╭─ Data rows
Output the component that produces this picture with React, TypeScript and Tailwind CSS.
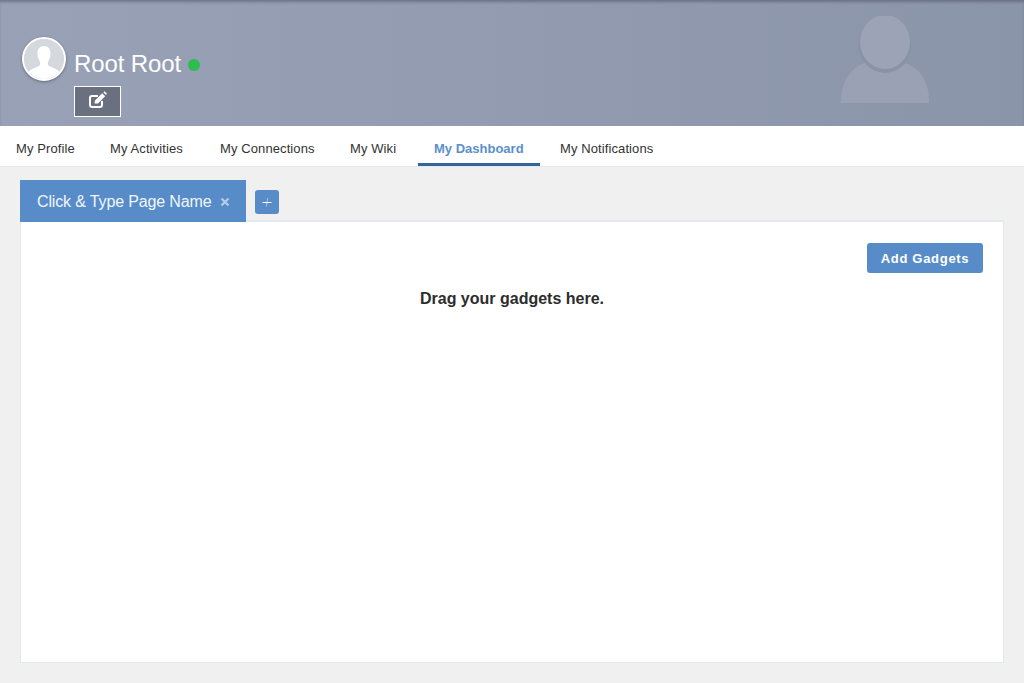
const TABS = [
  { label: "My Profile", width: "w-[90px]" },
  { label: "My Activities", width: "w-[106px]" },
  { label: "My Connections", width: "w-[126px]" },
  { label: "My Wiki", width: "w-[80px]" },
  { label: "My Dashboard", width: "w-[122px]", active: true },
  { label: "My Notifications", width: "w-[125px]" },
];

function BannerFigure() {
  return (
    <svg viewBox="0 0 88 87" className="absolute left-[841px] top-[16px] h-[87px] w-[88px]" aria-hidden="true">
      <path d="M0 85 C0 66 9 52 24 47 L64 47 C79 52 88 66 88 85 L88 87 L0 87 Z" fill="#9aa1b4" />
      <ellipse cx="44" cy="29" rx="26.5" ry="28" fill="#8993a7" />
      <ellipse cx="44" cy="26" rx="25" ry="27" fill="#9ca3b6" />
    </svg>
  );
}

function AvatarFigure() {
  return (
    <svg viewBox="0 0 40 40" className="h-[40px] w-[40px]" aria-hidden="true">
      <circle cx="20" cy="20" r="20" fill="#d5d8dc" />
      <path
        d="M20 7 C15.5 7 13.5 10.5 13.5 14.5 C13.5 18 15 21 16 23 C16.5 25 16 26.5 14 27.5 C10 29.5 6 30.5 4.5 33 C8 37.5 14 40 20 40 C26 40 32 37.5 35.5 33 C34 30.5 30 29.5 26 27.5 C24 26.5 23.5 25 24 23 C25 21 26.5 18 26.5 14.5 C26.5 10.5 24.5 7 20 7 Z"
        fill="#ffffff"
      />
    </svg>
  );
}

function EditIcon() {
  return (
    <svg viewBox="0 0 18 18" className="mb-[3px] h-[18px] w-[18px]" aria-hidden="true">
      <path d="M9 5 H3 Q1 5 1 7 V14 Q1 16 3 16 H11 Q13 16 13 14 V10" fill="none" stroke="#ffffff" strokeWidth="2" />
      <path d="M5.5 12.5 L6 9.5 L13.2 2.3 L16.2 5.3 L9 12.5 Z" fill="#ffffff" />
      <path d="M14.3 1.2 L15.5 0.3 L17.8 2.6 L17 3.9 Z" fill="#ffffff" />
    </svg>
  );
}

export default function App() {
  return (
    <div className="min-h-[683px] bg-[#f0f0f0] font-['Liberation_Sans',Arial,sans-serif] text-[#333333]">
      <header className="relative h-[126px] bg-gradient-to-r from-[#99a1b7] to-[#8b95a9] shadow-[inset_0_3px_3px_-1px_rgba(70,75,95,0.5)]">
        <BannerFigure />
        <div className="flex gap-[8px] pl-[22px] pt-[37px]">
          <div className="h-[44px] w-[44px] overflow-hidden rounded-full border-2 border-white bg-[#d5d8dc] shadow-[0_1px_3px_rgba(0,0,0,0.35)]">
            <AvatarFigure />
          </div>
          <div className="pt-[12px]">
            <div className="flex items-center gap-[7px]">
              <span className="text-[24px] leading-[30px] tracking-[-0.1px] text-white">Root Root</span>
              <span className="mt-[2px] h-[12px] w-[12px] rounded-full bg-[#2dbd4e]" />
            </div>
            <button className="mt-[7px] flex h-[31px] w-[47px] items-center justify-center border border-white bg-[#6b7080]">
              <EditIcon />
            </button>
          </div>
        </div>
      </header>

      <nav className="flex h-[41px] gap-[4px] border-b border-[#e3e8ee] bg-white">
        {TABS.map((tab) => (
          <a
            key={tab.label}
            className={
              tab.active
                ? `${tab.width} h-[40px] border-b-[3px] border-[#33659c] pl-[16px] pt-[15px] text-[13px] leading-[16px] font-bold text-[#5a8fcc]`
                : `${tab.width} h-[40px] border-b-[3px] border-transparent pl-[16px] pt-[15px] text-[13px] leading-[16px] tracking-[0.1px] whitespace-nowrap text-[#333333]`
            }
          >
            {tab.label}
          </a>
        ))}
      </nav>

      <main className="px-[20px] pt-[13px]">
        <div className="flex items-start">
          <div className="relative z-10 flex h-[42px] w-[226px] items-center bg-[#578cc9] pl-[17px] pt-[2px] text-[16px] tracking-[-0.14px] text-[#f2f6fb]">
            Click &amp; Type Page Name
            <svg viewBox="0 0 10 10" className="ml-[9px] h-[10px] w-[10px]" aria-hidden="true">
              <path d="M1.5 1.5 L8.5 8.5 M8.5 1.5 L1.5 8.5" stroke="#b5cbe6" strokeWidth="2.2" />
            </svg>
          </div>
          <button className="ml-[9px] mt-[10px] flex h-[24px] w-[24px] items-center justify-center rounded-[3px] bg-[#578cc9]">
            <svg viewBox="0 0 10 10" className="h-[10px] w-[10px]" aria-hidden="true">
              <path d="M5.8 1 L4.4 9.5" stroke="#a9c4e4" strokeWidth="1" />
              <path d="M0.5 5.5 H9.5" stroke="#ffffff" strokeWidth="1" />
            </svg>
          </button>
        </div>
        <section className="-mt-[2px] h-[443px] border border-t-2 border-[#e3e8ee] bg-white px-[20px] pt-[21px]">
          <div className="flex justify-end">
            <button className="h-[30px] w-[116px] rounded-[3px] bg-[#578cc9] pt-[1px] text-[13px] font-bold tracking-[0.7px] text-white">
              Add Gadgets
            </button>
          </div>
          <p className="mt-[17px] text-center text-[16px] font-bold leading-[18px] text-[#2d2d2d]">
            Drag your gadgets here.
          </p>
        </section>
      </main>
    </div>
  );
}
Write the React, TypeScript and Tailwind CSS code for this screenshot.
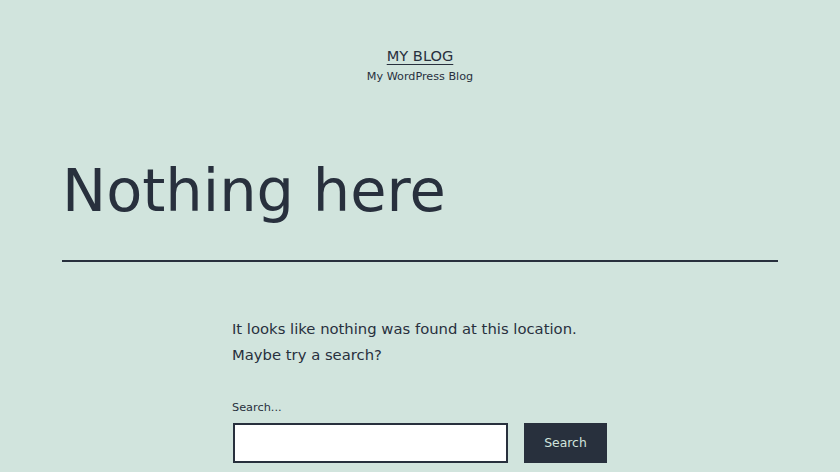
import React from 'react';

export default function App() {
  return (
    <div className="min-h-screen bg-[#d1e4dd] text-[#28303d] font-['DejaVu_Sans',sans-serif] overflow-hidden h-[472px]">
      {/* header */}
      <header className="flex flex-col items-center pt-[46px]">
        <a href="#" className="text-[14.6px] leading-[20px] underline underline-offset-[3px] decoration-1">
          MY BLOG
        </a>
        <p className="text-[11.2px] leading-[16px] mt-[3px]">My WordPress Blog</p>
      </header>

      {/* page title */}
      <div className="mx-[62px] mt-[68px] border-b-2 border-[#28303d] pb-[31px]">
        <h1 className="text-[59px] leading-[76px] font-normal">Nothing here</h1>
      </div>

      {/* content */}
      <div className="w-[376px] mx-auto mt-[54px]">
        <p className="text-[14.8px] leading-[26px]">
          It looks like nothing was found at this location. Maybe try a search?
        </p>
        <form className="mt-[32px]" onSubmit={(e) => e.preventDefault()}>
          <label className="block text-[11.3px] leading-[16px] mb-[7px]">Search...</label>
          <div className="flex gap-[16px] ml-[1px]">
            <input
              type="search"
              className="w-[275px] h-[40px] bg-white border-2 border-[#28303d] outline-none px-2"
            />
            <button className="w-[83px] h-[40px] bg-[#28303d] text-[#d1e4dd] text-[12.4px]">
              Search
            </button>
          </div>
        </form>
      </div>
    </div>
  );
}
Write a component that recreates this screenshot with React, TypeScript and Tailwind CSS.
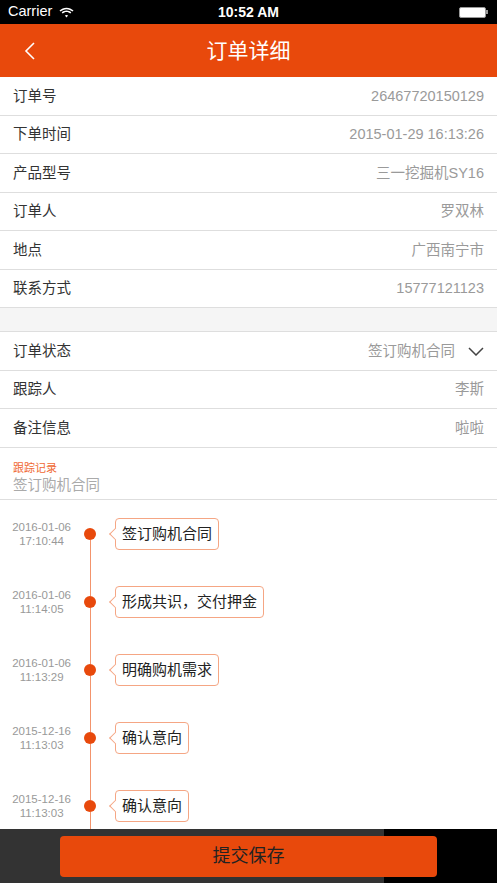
╰─
Skip the pictures and repeat, word for word, the lines from the one containing "Write the React, TypeScript" to the one containing "import React from 'react';", keeping both of those lines.

= Response to the exercise =
Write the React, TypeScript and Tailwind CSS code for this screenshot.
import React from 'react';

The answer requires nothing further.